第6回ゼミでは、『批評理論入門 『フランケンシュタイン』解剖講義』の11章の反復と、12章の異化を扱いました。
11章 反復
この章ではいくつかの反復を取り上げました。
反復とは繰り返しのことです。物語の中で反復される要素には、
筋や出来事、場面、状況、人物、イメージなど多岐にわたります。
・韻律
…音声の長短や強弱の組み合わせの形式。
・脚韻
…押韻の一つ。詩歌などの詩行の最後に韻を踏むこと。
・前辞反復
…文や節の最後の言葉が、次の文や節の最初に繰り返される技法。
・頭韻
…押韻の一つ。連続する単語が同じ子音または文字で始まるもの。
・リフレイン
…同じ語句が繰り返し使われる技法。
これらは反復の一種です。
こういった要素が出てくると、人はそこに注目します。
その中でも出来事の反復に重点を置いて議論を行いました。
出来事の反復では、たとえば『フランケンシュタイン』の中の「死」は確かに反復によって印象的にはなるのですが、むしろ繰り返しが多すぎて対概念である生命の創造(怪物の創造)が目立つ、といった印象を受けたという人もいました。

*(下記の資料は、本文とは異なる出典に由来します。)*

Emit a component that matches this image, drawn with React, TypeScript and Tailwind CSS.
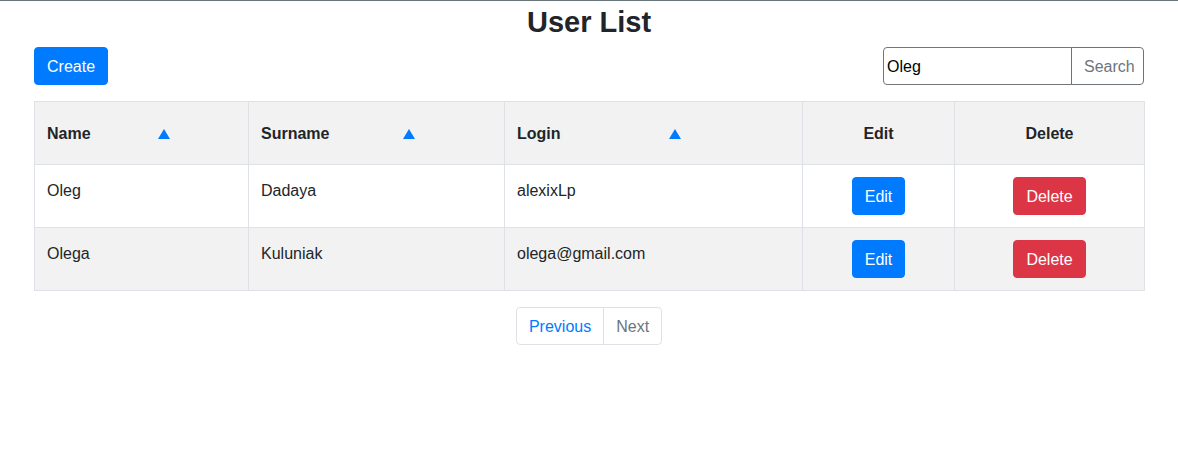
import React from "react"

interface User {
  name: string
  surname: string
  login: string
}

const users: User[] = [
  { name: "Oleg", surname: "Dadaya", login: "alexixLp" },
  { name: "Olega", surname: "Kuluniak", login: "olega@gmail.com" },
]

function SortArrow() {
  return (
    <svg width="12" height="10" viewBox="0 0 12 10" className="shrink-0">
      <polygon points="6,0 12,10 0,10" fill="#007bff" />
    </svg>
  )
}

function SortHeader({ label, textWidth }: { label: string; textWidth: string }) {
  return (
    <div className="flex items-center">
      <span className={textWidth}>{label}</span>
      <SortArrow />
    </div>
  )
}

export default function App() {
  return (
    <div
      className="min-h-[460px] border-t border-[#69777d] bg-white text-[16px] text-[#212529]"
      style={{ fontFamily: '"Liberation Sans", Arial, sans-serif' }}
    >
      <h1 className="pt-[2px] text-center text-[29px] font-bold leading-[38px]">User List</h1>

      <div className="mx-auto w-[1110px]">
        <div className="mt-[6px] flex items-center justify-between">
          <button className="h-[38px] rounded border border-[#007bff] bg-[#007bff] px-3 pt-px leading-6 text-white">
            Create
          </button>
          <div className="flex">
            <input
              defaultValue="Oleg"
              className="h-[38px] w-[189px] rounded-l border border-[#767676] px-[3px] pt-px text-black outline-none"
            />
            <button className="-ml-px h-[38px] w-[73px] rounded-r border border-[#6c757d] px-3 pt-px text-[#6c757d]">
              Search
            </button>
          </div>
        </div>

        <table className="mt-4 w-[1110px] table-fixed border-collapse border border-[#dee2e6]">
          <colgroup>
            <col className="w-[214px]" />
            <col className="w-[256px]" />
            <col className="w-[298px]" />
            <col className="w-[152px]" />
            <col className="w-[190px]" />
          </colgroup>
          <thead>
            <tr className="bg-[#f2f2f2]">
              <th className="h-[63px] border border-[#dee2e6] px-3 pt-px text-left align-middle font-bold">
                <SortHeader label="Name" textWidth="w-[111px]" />
              </th>
              <th className="h-[63px] border border-[#dee2e6] px-3 pt-px text-left align-middle font-bold">
                <SortHeader label="Surname" textWidth="w-[142px]" />
              </th>
              <th className="h-[63px] border border-[#dee2e6] px-3 pt-px text-left align-middle font-bold">
                <SortHeader label="Login" textWidth="w-[152px]" />
              </th>
              <th className="h-[63px] border border-[#dee2e6] px-3 pt-px text-center align-middle font-bold">Edit</th>
              <th className="h-[63px] border border-[#dee2e6] px-3 pt-px text-center align-middle font-bold">Delete</th>
            </tr>
          </thead>
          <tbody>
            {users.map((u, i) => (
              <tr key={u.login} className={i % 2 === 1 ? "bg-[#f2f2f2]" : "bg-white"}>
                <td className="border border-[#dee2e6] px-3 pt-[14px] pb-3 align-top leading-6">{u.name}</td>
                <td className="border border-[#dee2e6] px-3 pt-[14px] pb-3 align-top leading-6">{u.surname}</td>
                <td className="border border-[#dee2e6] px-3 pt-[14px] pb-3 align-top leading-6">{u.login}</td>
                <td className="border border-[#dee2e6] p-3 text-center align-top">
                  <button className="h-[38px] rounded border border-[#007bff] bg-[#007bff] px-3 pt-px leading-6 text-white">
                    Edit
                  </button>
                </td>
                <td className="border border-[#dee2e6] p-3 text-center align-top">
                  <button className="h-[38px] rounded border border-[#dc3545] bg-[#dc3545] px-3 pt-px leading-6 text-white">
                    Delete
                  </button>
                </td>
              </tr>
            ))}
          </tbody>
        </table>

        <div className="mt-4 flex justify-center">
          <div className="flex rounded border border-[#dee2e6]">
            <button className="h-9 px-3 pt-px leading-6 text-[#007bff]">Previous</button>
            <button className="h-9 border-l border-[#dee2e6] px-3 pt-px leading-6 text-[#6c757d]">Next</button>
          </div>
        </div>
      </div>
    </div>
  )
}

また、怪物の姿を何度も目にするという出来事は、確実に怪物に
追いかけられているという恐怖感をあおるという効果があるとの意見が出ました。
これらの反復は作品レベルよりも上の、作家研究の時にも利用できます。
その作家がよく使うイメジャリーや言葉を調べてみるのは、
面白い研究の仕方だと思います。
詩の話をしたときに、先生から塚本邦雄という歌人を紹介されました。
「日本脱出したし 皇帝ペンギンも皇帝ペンギン飼育係りも」のような鋭い歌を詠む歌人で、
非常にかっこいいとのことでした!
12章 異化
異化とは、普段見慣れた事物を、自分の常識を壊して、別の視点から見ることです。
よくわからないものを見たときに、私たちはそれを何か自分の知っているものに、
必死に置き換えたり、たとえたりします。それが異化なのです。
これは自動化や日常化の反対です。
ロシア・フォルマリズムのヴィクトル・シクロフスキーによれば、
習慣化に蝕まれた生をこのような方法で回復することこそ芸術の目的だそうです。
・ロシア・フォルマリズム
…1910年代から1930年代にかけて行われた文学運動、また文学批評の一派。
シクロフスキーやヤコブソンが中心。
文学性を言語の詩的特徴や、異化作用から特徴づける。
・ヴィクトル・シクロフスキー
…ソ連の言語学者、文芸評論家、作家。
ロシア・フォルマリズムの中心人物
ロシア・フォルマリズムの批評理論での位置づけ
『フランケンシュタイン』のなかでは、怪物が自分自身の存在をアダム、
またはサタンだと異化していたのが一番わかりやすい異化だと思います。
興味深いのは、そもそも言葉がない状態では異化ができるのか、
怪物は大人の脳を使って生まれているので、半ば言葉を持っている存在なのではないか、という意見が出たことです。
異化を理解するときに、マルセル・デュシャンの「泉」という現代アート作品を
紹介してもらいました。
これは、男子小便器にR.Muttという署名をしただけのものであり、一見すると本当にただのトイレです。「これはトイレだ!」という常識から離れた観点で見ると、奥から水が湧き出てくるという「泉」という風にみることもできます。これはとても分かりやすい異化でした。
デュシャンの「泉」
今回の議論は混迷を極めて、先生の助け舟のおかげで、
何とか無事に終わったという感じでした。
しかし今回のおかげで次回以降の読み方、進め方がわかりました。